## To do
Give the number of lines in the records below that include "this", and nothing more.

┄┄┄┄┄┄┄┄┄┄

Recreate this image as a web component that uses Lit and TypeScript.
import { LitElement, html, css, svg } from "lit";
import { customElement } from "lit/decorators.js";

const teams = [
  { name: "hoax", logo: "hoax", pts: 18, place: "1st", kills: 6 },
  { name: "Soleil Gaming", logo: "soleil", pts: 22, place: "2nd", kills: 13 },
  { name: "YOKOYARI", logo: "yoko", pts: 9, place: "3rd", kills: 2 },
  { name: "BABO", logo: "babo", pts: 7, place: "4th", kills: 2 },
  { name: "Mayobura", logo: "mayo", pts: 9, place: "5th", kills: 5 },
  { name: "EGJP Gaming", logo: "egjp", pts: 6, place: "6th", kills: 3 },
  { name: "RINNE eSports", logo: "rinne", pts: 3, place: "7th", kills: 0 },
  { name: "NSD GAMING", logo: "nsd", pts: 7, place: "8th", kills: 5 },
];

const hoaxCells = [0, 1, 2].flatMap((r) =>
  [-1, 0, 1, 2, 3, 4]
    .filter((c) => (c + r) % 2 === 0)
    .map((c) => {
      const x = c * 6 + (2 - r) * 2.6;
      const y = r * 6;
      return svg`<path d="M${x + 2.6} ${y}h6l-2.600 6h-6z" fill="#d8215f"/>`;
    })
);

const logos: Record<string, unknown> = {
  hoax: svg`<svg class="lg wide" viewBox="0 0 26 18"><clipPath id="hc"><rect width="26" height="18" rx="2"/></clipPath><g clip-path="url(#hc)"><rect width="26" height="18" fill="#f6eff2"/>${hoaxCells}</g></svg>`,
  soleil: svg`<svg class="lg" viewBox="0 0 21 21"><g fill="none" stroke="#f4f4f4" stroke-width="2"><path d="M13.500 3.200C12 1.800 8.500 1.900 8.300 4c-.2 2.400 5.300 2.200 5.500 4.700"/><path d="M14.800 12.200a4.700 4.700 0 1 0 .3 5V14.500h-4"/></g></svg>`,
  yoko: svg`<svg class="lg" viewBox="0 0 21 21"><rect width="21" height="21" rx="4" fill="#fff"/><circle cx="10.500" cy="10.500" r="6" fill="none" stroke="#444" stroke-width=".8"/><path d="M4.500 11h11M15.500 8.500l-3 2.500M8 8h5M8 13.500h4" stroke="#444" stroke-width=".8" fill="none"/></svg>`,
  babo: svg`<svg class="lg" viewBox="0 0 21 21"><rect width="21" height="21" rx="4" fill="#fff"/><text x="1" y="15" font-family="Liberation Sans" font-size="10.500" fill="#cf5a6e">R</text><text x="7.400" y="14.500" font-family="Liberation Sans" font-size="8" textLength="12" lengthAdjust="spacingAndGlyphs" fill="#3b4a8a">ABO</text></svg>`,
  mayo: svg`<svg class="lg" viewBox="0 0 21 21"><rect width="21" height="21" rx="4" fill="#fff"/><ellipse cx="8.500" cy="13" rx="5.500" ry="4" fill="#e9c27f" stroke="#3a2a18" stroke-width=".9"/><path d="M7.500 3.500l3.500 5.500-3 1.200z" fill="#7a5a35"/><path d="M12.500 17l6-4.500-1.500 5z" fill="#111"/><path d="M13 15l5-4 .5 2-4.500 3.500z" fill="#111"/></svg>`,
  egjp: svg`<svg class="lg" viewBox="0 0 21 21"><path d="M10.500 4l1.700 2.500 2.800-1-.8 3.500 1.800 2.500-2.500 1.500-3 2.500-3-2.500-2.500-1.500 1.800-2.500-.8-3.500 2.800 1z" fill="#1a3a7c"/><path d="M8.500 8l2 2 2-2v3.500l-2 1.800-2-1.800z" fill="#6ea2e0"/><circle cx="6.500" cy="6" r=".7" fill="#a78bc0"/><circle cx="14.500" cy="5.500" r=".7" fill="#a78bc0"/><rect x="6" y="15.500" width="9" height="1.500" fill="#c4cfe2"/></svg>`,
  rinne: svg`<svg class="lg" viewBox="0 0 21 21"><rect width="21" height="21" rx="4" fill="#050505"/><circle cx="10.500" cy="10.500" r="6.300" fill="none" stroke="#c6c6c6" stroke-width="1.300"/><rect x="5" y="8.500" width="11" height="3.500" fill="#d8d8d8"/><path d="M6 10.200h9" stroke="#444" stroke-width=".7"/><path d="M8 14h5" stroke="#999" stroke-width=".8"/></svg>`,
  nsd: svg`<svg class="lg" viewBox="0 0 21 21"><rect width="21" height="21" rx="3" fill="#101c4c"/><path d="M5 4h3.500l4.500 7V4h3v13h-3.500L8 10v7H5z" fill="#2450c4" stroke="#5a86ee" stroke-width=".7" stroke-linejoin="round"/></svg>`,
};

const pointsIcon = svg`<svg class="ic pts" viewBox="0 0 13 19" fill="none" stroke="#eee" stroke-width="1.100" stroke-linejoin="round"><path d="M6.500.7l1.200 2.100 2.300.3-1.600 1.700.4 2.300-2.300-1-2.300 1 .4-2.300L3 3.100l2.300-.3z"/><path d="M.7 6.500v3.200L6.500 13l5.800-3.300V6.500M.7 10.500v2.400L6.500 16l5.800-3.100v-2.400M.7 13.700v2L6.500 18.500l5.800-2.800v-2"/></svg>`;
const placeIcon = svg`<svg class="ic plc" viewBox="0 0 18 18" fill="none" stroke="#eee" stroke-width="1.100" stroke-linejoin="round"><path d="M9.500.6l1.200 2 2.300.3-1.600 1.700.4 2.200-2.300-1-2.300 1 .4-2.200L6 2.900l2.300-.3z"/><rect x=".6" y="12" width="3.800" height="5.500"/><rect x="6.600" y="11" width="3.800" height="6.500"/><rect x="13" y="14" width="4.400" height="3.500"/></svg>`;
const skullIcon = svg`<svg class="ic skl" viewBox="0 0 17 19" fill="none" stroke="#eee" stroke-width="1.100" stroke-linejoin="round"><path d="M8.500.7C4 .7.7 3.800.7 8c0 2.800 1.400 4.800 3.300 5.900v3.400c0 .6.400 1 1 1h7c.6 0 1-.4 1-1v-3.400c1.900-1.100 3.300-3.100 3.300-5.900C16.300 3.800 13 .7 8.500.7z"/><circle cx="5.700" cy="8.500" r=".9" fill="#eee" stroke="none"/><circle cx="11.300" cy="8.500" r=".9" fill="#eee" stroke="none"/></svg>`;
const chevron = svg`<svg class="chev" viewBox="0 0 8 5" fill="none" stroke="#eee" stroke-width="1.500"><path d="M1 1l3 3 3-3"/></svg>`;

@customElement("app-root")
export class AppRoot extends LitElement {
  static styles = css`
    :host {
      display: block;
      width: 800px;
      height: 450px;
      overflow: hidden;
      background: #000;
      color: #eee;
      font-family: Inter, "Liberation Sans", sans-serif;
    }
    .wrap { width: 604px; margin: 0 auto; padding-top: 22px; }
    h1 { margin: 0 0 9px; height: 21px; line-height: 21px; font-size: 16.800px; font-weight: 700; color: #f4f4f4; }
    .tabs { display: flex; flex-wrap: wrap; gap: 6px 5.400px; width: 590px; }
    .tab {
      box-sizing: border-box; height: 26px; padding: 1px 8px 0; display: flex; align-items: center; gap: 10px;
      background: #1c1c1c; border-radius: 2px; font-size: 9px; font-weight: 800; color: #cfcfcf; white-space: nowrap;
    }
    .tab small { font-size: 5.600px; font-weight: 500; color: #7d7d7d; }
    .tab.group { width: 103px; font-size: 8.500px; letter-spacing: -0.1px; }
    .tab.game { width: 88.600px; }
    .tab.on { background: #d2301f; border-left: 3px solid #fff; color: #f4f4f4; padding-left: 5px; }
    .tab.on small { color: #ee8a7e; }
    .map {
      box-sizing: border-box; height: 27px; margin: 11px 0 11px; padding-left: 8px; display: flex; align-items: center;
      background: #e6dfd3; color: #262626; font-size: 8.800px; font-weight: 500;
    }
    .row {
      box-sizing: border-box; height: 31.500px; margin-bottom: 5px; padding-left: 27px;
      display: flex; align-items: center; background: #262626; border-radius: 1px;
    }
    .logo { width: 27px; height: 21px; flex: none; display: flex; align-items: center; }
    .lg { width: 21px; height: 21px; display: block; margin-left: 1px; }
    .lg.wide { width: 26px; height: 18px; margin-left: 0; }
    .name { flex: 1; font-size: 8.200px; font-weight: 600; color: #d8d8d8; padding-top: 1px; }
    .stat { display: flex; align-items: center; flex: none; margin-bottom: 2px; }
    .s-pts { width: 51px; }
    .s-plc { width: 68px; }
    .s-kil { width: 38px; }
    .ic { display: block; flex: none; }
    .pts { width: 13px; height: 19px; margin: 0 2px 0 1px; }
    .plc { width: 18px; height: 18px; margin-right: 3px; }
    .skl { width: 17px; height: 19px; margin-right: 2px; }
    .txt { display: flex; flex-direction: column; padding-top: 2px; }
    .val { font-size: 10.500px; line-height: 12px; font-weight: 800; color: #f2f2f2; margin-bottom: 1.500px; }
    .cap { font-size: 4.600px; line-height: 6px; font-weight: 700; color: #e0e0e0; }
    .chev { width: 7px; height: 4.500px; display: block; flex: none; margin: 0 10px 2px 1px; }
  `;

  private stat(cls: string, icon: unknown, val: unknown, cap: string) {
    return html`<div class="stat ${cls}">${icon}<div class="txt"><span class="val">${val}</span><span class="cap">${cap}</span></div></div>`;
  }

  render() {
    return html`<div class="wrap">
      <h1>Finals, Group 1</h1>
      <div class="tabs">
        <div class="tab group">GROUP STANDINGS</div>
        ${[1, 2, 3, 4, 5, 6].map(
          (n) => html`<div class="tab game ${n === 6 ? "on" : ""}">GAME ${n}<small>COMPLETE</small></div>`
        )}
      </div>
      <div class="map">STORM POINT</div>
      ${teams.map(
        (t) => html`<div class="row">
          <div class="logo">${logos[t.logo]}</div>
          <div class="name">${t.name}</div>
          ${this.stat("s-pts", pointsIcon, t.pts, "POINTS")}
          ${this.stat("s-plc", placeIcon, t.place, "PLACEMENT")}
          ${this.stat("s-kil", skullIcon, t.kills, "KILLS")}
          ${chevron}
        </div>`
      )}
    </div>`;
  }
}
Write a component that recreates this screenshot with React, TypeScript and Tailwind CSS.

┄┄┄┄┄┄┄┄┄┄

## Finished task
5